# [BRIEF]
Copy the data that follows exactly. Include no pictures.
▼▼▼
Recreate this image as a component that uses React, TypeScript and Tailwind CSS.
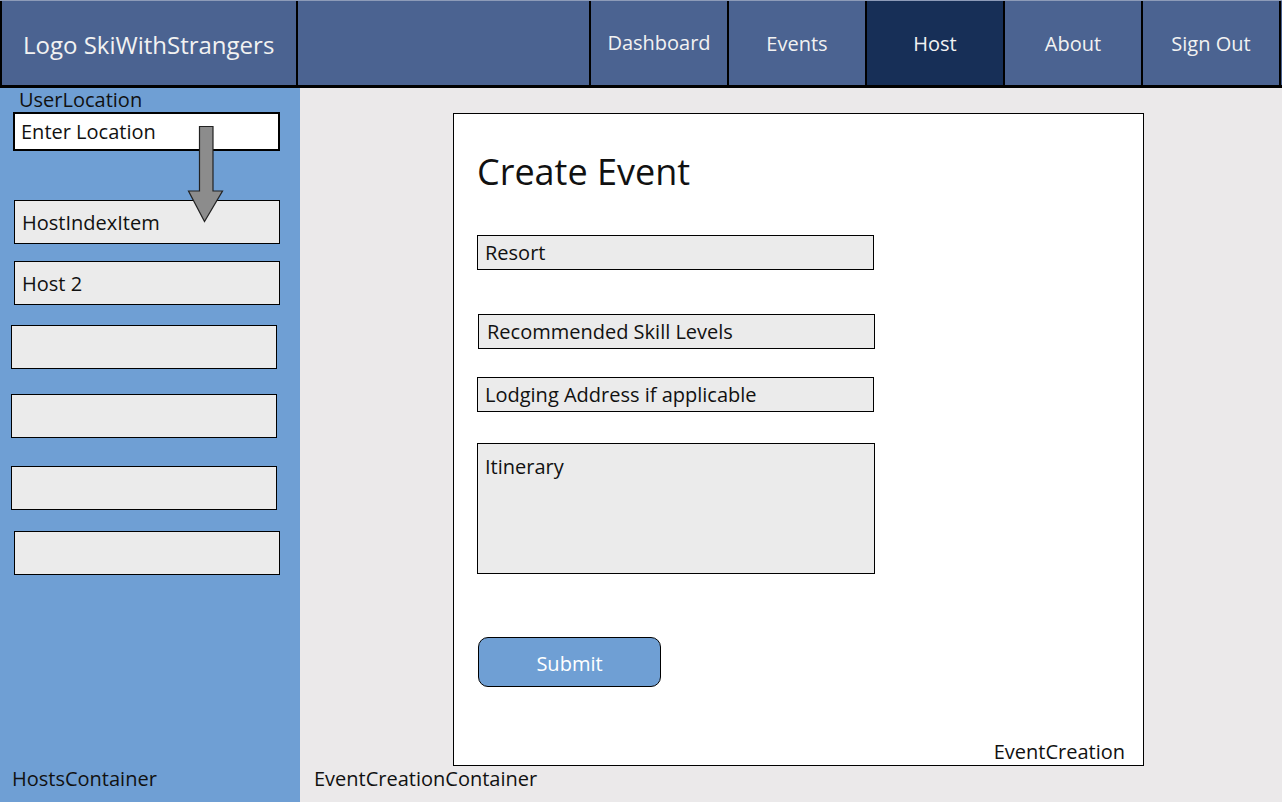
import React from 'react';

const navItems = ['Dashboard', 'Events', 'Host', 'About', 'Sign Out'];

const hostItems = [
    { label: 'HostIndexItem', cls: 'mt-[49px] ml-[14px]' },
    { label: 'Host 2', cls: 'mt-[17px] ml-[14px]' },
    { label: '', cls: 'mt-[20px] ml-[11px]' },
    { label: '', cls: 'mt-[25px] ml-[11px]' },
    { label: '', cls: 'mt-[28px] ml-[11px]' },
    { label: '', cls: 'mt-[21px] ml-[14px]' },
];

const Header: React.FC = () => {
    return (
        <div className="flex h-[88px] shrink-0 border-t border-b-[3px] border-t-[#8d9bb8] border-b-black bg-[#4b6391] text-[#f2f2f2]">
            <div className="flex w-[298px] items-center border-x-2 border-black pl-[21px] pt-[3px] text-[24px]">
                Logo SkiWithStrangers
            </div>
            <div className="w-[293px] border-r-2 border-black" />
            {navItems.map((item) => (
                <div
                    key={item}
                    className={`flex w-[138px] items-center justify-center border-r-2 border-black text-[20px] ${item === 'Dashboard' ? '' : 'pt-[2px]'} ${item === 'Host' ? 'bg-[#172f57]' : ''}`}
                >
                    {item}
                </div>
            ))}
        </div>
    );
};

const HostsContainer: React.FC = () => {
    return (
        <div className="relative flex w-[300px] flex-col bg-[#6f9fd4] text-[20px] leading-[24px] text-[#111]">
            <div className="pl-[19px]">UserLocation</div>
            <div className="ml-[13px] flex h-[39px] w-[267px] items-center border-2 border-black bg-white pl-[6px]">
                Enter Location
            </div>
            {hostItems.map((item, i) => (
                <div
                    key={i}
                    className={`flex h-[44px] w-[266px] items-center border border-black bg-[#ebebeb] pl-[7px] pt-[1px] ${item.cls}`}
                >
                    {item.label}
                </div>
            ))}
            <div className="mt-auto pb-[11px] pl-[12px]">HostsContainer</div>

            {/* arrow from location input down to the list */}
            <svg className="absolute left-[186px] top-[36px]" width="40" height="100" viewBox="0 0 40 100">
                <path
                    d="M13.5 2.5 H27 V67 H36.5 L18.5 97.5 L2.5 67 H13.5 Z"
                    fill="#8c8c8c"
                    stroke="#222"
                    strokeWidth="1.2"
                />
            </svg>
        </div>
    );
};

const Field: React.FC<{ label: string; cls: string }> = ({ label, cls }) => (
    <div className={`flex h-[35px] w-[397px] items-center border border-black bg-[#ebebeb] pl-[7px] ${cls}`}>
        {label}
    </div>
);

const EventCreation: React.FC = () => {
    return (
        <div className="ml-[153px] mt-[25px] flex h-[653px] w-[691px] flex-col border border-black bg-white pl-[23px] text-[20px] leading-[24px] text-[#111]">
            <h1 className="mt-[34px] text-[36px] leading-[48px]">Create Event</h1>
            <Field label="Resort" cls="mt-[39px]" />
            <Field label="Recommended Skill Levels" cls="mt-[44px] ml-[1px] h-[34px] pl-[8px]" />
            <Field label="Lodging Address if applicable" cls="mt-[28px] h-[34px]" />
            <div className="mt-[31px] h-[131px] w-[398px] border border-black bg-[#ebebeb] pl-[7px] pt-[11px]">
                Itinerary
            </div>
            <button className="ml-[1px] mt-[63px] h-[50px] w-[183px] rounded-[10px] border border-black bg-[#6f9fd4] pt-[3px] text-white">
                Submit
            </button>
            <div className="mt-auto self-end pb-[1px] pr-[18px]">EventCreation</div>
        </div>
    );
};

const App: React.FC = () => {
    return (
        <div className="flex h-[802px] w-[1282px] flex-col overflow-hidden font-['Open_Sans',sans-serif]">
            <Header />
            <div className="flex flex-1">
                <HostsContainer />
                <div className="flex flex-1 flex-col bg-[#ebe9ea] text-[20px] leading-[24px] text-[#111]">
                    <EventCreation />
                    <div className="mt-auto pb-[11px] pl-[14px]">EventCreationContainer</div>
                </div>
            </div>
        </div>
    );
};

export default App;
▲▲▲
# [TASK SOLUTION]
Recreate this image as a component that uses React, TypeScript and Tailwind CSS.
import React from 'react';

const navItems = ['Dashboard', 'Events', 'Host', 'About', 'Sign Out'];

const hostItems = [
    { label: 'HostIndexItem', cls: 'mt-[49px] ml-[14px]' },
    { label: 'Host 2', cls: 'mt-[17px] ml-[14px]' },
    { label: '', cls: 'mt-[20px] ml-[11px]' },
    { label: '', cls: 'mt-[25px] ml-[11px]' },
    { label: '', cls: 'mt-[28px] ml-[11px]' },
    { label: '', cls: 'mt-[21px] ml-[14px]' },
];

const Header: React.FC = () => {
    return (
        <div className="flex h-[88px] shrink-0 border-t border-b-[3px] border-t-[#8d9bb8] border-b-black bg-[#4b6391] text-[#f2f2f2]">
            <div className="flex w-[298px] items-center border-x-2 border-black pl-[21px] pt-[3px] text-[24px]">
                Logo SkiWithStrangers
            </div>
            <div className="w-[293px] border-r-2 border-black" />
            {navItems.map((item) => (
                <div
                    key={item}
                    className={`flex w-[138px] items-center justify-center border-r-2 border-black text-[20px] ${item === 'Dashboard' ? '' : 'pt-[2px]'} ${item === 'Host' ? 'bg-[#172f57]' : ''}`}
                >
                    {item}
                </div>
            ))}
        </div>
    );
};

const HostsContainer: React.FC = () => {
    return (
        <div className="relative flex w-[300px] flex-col bg-[#6f9fd4] text-[20px] leading-[24px] text-[#111]">
            <div className="pl-[19px]">UserLocation</div>
            <div className="ml-[13px] flex h-[39px] w-[267px] items-center border-2 border-black bg-white pl-[6px]">
                Enter Location
            </div>
            {hostItems.map((item, i) => (
                <div
                    key={i}
                    className={`flex h-[44px] w-[266px] items-center border border-black bg-[#ebebeb] pl-[7px] pt-[1px] ${item.cls}`}
                >
                    {item.label}
                </div>
            ))}
            <div className="mt-auto pb-[11px] pl-[12px]">HostsContainer</div>

            {/* arrow from location input down to the list */}
            <svg className="absolute left-[186px] top-[36px]" width="40" height="100" viewBox="0 0 40 100">
                <path
                    d="M13.5 2.5 H27 V67 H36.5 L18.5 97.5 L2.5 67 H13.5 Z"
                    fill="#8c8c8c"
                    stroke="#222"
                    strokeWidth="1.2"
                />
            </svg>
        </div>
    );
};

const Field: React.FC<{ label: string; cls: string }> = ({ label, cls }) => (
    <div className={`flex h-[35px] w-[397px] items-center border border-black bg-[#ebebeb] pl-[7px] ${cls}`}>
        {label}
    </div>
);

const EventCreation: React.FC = () => {
    return (
        <div className="ml-[153px] mt-[25px] flex h-[653px] w-[691px] flex-col border border-black bg-white pl-[23px] text-[20px] leading-[24px] text-[#111]">
            <h1 className="mt-[34px] text-[36px] leading-[48px]">Create Event</h1>
            <Field label="Resort" cls="mt-[39px]" />
            <Field label="Recommended Skill Levels" cls="mt-[44px] ml-[1px] h-[34px] pl-[8px]" />
            <Field label="Lodging Address if applicable" cls="mt-[28px] h-[34px]" />
            <div className="mt-[31px] h-[131px] w-[398px] border border-black bg-[#ebebeb] pl-[7px] pt-[11px]">
                Itinerary
            </div>
            <button className="ml-[1px] mt-[63px] h-[50px] w-[183px] rounded-[10px] border border-black bg-[#6f9fd4] pt-[3px] text-white">
                Submit
            </button>
            <div className="mt-auto self-end pb-[1px] pr-[18px]">EventCreation</div>
        </div>
    );
};

const App: React.FC = () => {
    return (
        <div className="flex h-[802px] w-[1282px] flex-col overflow-hidden font-['Open_Sans',sans-serif]">
            <Header />
            <div className="flex flex-1">
                <HostsContainer />
                <div className="flex flex-1 flex-col bg-[#ebe9ea] text-[20px] leading-[24px] text-[#111]">
                    <EventCreation />
                    <div className="mt-auto pb-[11px] pl-[14px]">EventCreationContainer</div>
                </div>
            </div>
        </div>
    );
};

export default App;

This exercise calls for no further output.